In this step we define a python object that contains information about the fragmentized molecule. By working with python objects, this can help us in later steps when we perform the bulk loading of data. Just remember you can customize this however you want and add as many properties such as molecular weight, ALogP, etc... as you want. By having more properties, this may help in indexing your molecule of choice by ElasticSearch

In [4]:
import textwrap
class FragmentData():
    """
        We define a class that contains basic info about the fragmentized molecule, in this case we have the smiles data, list of fragments
        the chembl id, the standard inchi, and mol regno
    """
    def __init__(self, chembl_id, smiles, fragments, standard_inchi, mol_regno):
        self.id = chembl_id
        self.smiles = smiles
        self.fragments = fragments
        self.standard_inchi = standard_inchi
        self.mol_regno = mol_regno

    def __str__(self):
        return textwrap.dedent("""\
            Id: {}          
            smiles: {}   
            fragments: {}
            standard_inchi: {}
            mol_regno:{}
        """).format(self.id, self.smiles, self.fragments, self.standard_inchi,
                    self.mol_regno)

# Step 3) 

In the following step we create the elasticsearch index and document type where we store our fragmentized molecules.
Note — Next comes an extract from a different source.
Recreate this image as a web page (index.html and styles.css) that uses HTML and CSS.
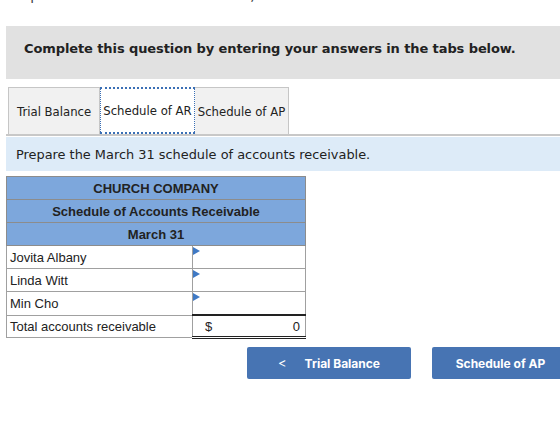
FILE: index.html
```html
<!DOCTYPE html>
<html lang="en">
<head>
    <meta charset="UTF-8">
    <title>Schedule of Accounts Receivable</title>
    <link rel="stylesheet" href="styles.css">
</head>
<body>
<p class="intro">Prepare the March 31 trial balance, schedule of accounts receivable and schedule of accounts payable.</p>

<div class="notice">Complete this question by entering your answers in the tabs below.</div>

<div class="tabs">
    <button class="tab">Trial Balance</button>
    <button class="tab active">Schedule of AR</button>
    <button class="tab">Schedule of AP</button>
</div>

<div class="prompt">Prepare the March 31 schedule of accounts receivable.</div>

<table class="sheet">
    <thead>
    <tr><th colspan="2">CHURCH COMPANY</th></tr>
    <tr><th colspan="2">Schedule of Accounts Receivable</th></tr>
    <tr><th colspan="2">March 31</th></tr>
    </thead>
    <tbody>
    <tr><td class="name">Jovita Albany</td><td class="amt flag"></td></tr>
    <tr><td class="name">Linda Witt</td><td class="amt flag"></td></tr>
    <tr><td class="name">Min Cho</td><td class="amt flag"></td></tr>
    <tr class="total"><td class="name">Total accounts receivable</td><td class="amt"><span class="cur">$</span>0</td></tr>
    </tbody>
</table>

<div class="nav">
    <button class="nav-btn prev"><span class="chev">&lt;</span>Trial Balance</button>
    <button class="nav-btn next">Schedule of AP</button>
</div>
</body>
</html>
```

FILE: styles.css
```css
body {
    margin: 0;
    padding: 0 0 0 6px;
    background: #fff;
    color: #222;
    font-family: "DejaVu Sans", Verdana, sans-serif;
    overflow: hidden;
}
.intro {
    margin: -13px 0 0 2px;
    font-size: 14px;
    line-height: 16px;
    color: #444;
    white-space: nowrap;
}
.notice {
    margin-top: 23px;
    height: 53px;
    padding-left: 18px;
    background: #e1e1e1;
    font-size: 13px;
    letter-spacing: -0.1px;
    font-weight: bold;
    line-height: 45px;
    white-space: nowrap;
}
.tabs {
    display: flex;
    margin-top: 8px;
    padding-left: 2px;
    border-bottom: 2px solid #c8c8c8;
}
.tab {
    height: 47px;
    padding: 1px 8px 0;
    border: 1px solid #c6c6c6;
    border-bottom: none;
    background: #f1f1f1;
    font-family: "DejaVu Sans", Verdana, sans-serif;
    font-size: 11.7px;
    color: #222;
}
.tab + .tab {
    border-left: none;
}
.tab.active {
    background: #fff;
    padding: 1px 2px 0;
    border: 1px dotted #3a6fb5;
    border-width: 2px 1px;
}
.tab:last-child {
    padding: 1px 3px 0;
}
.prompt {
    height: 34px;
    margin-top: 1px;
    padding-left: 10px;
    background: #ddebf8;
    font-size: 12.9px;
    line-height: 36px;
    white-space: nowrap;
}
.sheet {
    width: 300px;
    margin-top: 5px;
    border-collapse: collapse;
    font-family: "Liberation Sans", Arial, sans-serif;
    font-size: 13px;
}
.sheet th {
    height: 22px;
    padding: 0;
    background: #7da7dc;
    border: 1px solid #8c8c8c;
    color: #222;
}
.sheet td {
    height: 22px;
    padding: 0 3px;
    border: 1px solid #a0a0a0;
}
.sheet td.name {
    width: 179px;
}
.amt {
    position: relative;
}
.flag::before {
    content: "";
    position: absolute;
    left: 0;
    top: 1px;
    border-left: 7px solid #3f79c4;
    border-top: 4px solid transparent;
    border-bottom: 4px solid transparent;
}
.total td {
    height: 20px;
}
.total td.amt {
    padding: 0 5px 0 12px;
    text-align: right;
    border-top: 2px solid #222;
    border-bottom: 3px double #222;
}
.cur {
    float: left;
}
.nav {
    display: flex;
    gap: 21px;
    margin-top: 8px;
    padding-left: 241px;
}
.nav-btn {
    flex: none;
    height: 32px;
    border: none;
    border-radius: 2px;
    background: #4774b3;
    color: #fff;
    font-family: Inter, "Open Sans", sans-serif;
    font-size: 12px;
    font-weight: bold;
}
.prev {
    width: 164px;
}
.next {
    width: 137px;
}
.chev {
    margin-right: 18px;
    font-weight: normal;
    font-size: 13px;
}
```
You can learn more about the basics of elasticsearch here https://www.elastic.co/guide/en/elasticsearch/reference/current/docs.html

In [14]:
from elasticsearch import Elasticsearch
from elasticsearch_dsl import Search
from typing import List
from elasticsearch.helpers import bulk
import json

In [7]:
INDEX_NAME = 'chembl_data'  ### this would be analogous to a database
DOC_TYPE = 'mol_frags'   ### this would be analogous to a collection within a database of similar "documents"
es = Elasticsearch()

In [8]:
es.indices.delete(index=INDEX_NAME, ignore=404)   ## delete the INDEX if present
### creates the index with dynamic mappings, meaning we dont define the properties of the document fields when we create the index
es.indices.create(             
        index=INDEX_NAME,
        body={
            'mappings': {},
            'settings': {},
        },
    )

{'acknowledged': True, 'shards_acknowledged': True, 'index': 'chembl_data'}

### Here we define some helper functions to help load the data

In [9]:
def load(es, input_data):
    success, _ = bulk(es, set_data(input_data))
    print(success)

In [10]:
def set_data(fragment_data):
    for frag in fragment_data:
        yield {
            "_op_type": "create",
            "_index": INDEX_NAME,
            "_type": DOC_TYPE,
            "_id":frag.id,
            "_source":{
                "smiles": frag.smiles,
                "fragments": frag.fragments,
                "standard_inchi": frag.standard_inchi,
                "mol_regno": frag.mol_regno,
            }
        }

In [11]:
def fragment_loader(fragment_json):
    _all_frags = []
    with open(fragment_json) as fragment_file:
        for frag in json.load(fragment_file):
            json_data = {key.lower():val for key,val in frag.items()}
            frag_data = FragmentData(**json_data)
            _all_frags.append(frag_data)
    return _all_frags

### the set_data function is a generator that takes what the fragment_loader function read and uses that to create json documents on the fly, the example below is what it would look like

In [15]:
next(set_data(fragment_loader('CHEMBL_Molecules_fragments_950000_1000000.json')))

{'_op_type': 'create',
 '_index': 'chembl_data',
 '_type': 'mol_frags',
 '_id': 'CHEMBL1644781',
 '_source': {'smiles': 'C\\C(=C/c1cc(F)c(OCCC(F)F)cc1F)\\C(=O)N[C@@H]2[C@H](O)[C@@H](O)[C@H]3OCO[C@H]3[C@@H]2O',
  'fragments': ['[Xe]O[Xe]',
   '[Xe]c1cc(F)c([Xe])cc1F',
   '[Xe]C[Xe]',
   '[Xe][C@@H]1[C@H](O)[C@@H](O)[C@H]2OCO[C@H]2[C@@H]1O',
   '[Xe]C(=O)C([Xe])C',
   '[Xe]N[Xe]',
   '[Xe]CCC(F)F'],
  'standard_inchi': 'InChI=1S/C20H23F4NO7/c1-8(4-9-5-11(22)12(6-10(9)21)30-3-2-13(23)24)20(29)25-14-15(26)17(28)19-18(16(14)27)31-7-32-19/h4-6,13-19,26-28H,2-3,7H2,1H3,(H,25,29)/b8-4+/t14-,15+,16-,17-,18+,19-/m1/s1',
  'mol_regno': 1059788}}

### Finally, we bulk load the saved fragmentized molecules into elasticsearch 

In [16]:
fragment_json = 'CHEMBL_Molecules_fragments_950000_1000000.json'
load(es,fragment_loader(fragment_json))

48520


Yay! it means 48520 documents (Same number as entries in the file) were loaded into our elasticsearch database!